Org. plans to form one or more domestic stock corporations (“DSub”), to which it will transfer assets (including physical assets, contracts, and U.S. employees associated with the transferred activities) in exchange for stock and possibly debt. Org. then plans to transfer a percentage of the stock and debt in DSub to a wholly-owned for-profit subsidiary (“NewCo”) in exchange for its common stock.

Org. also plans to form a new foreign corporation or use an existing foreign corporation (“FSub”) and transfer assets to it in exchange for 100% of its common and preferred stock. The transferred assets will include stock of foreign subsidiaries and intangibles such as trademarks, trade names, intellectual property, and goodwill. Org. will then transfer some of the FSub stock to NewCo in exchange for common stock, and FSub will transfer some of the assets received from Org. to NewCo.

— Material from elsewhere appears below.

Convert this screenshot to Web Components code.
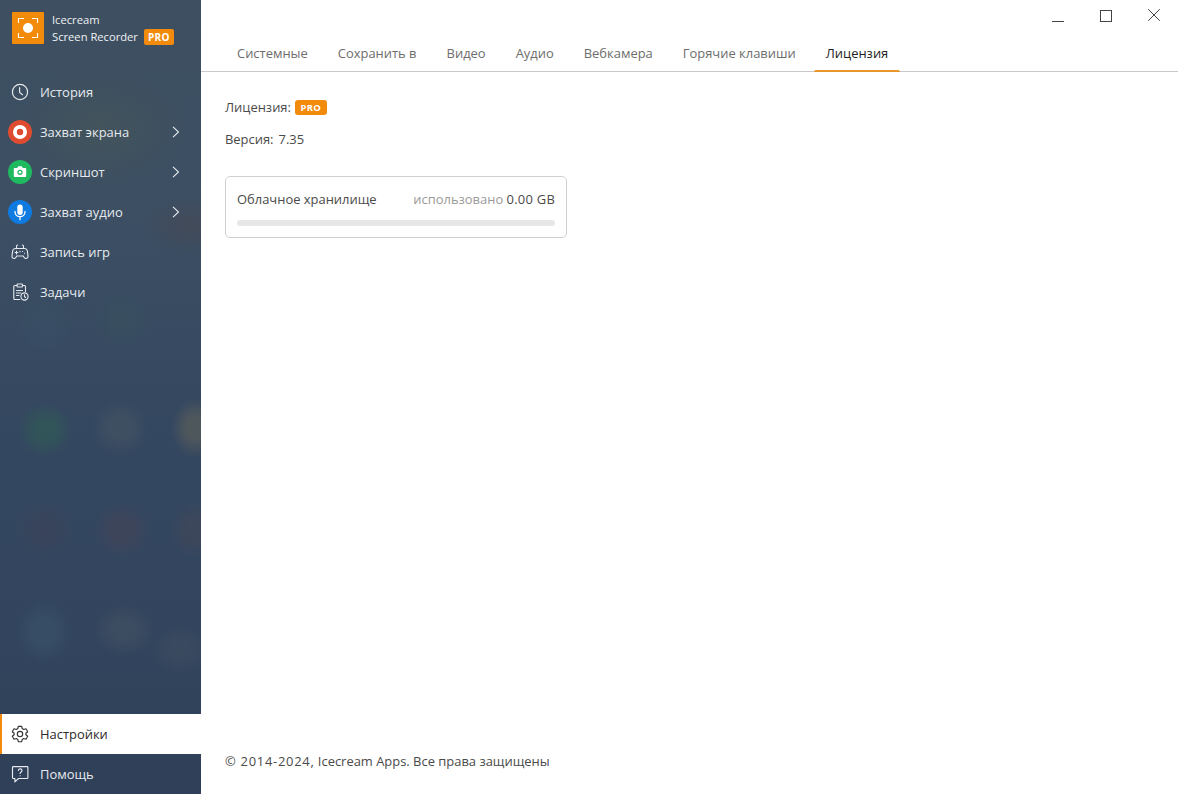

NewCo will authorize issuance of either one or two classes of common stock. If two classes are issued, Class A will be a high-vote stock with Org. as the majority shareholder, giving Org. voting control over NewCo and thus indirect control over DSub and FSub. If issued, Class B stock would be low-vote, and it would be held by potential shareholders including Org., employees, and external investors.

After the restructuring, NewCo will conduct the transferred activities in a manner not materially different from Org., and Org. will continue with the remainder of its exempt activities. Org. will also enter into a distribution agreement relating to one of its exempt activities with NewCo, and NewCo will provide the services currently provided to Org. by an unrelated service provider.

IRS rules favorably. With respect to the proposed transactions, IRS ruled as follows:

(1) Org.'s transfer of the assets and liabilities related to one of its exempt activities to NewCo won't jeopardize Org.'s status as an organization described in Code Sec. 501(c)(3). IRS reasoned that, under the facts presented, the proposed transfer wouldn't inure to the benefit of any of Org.'s officers or other private individuals in violation of Reg. §1.501(c)(3)-1(c)(2), and the restructuring transactions appeared reasonable and in furtherance of legitimate purposes.

(2) After the restructuring, Org. will continue to be an organization described in Code Sec. 501(c)(3). IRS found that since Org. will not only continue its other exempt activities, but will likely expand them, it will continue to meet Reg. §1.501(c)(3)-1(c)’s operational test.

(3) Org.'s proposed transfer of assets and liabilities to NewCo won't result in any UBTI under Code Sec. 511 – Code Sec. 514. IRS noted, however, that Org. didn't request a ruling as to whether ordinary income recognized under Code Sec. 1245 and Code Sec. 1250 as the result of the transfer, if any, is UBTI.

(4) Amounts paid under service agreements with Org.'s current service provider, and later with NewCo, for distribution services relating to its exempt activities will be treated as though paid directly to Org., and each purchaser of the associated products and services will be considered a separate payor for purposes of the $5,000 or 1% support limitation under Code Sec. 509(a)(2)(A)(ii). IRS found it significant that the service agreement states that the parties intend to create an independent contractor relationship, and that nothing in the agreement gives the service provider any right, ownership, or interest in the distributed products.

However, IRS declined to rule on Org.'s fifth ruling request regarding whether it will be recognized as a public charity under Code Sec. 509(a)(2) following the restructuring, noting existing procedures under Rev Proc 2011-4, 2011-1 IRB 123, and Rev Proc 2011-10, 2011-2 IRB 294, for requesting determination letters on reclassification of public charity status.

References: For exempt organizations generally, see FTC 2d/FIN ¶D-4000; United States Tax Reporter ¶5014; TaxDesk ¶670,600; TG ¶9867. For unrelated business income tax, see FTC 2d/FIN ¶D-6800; United States Tax Reporter ¶5114; TaxDesk ¶681,000; TG ¶20875.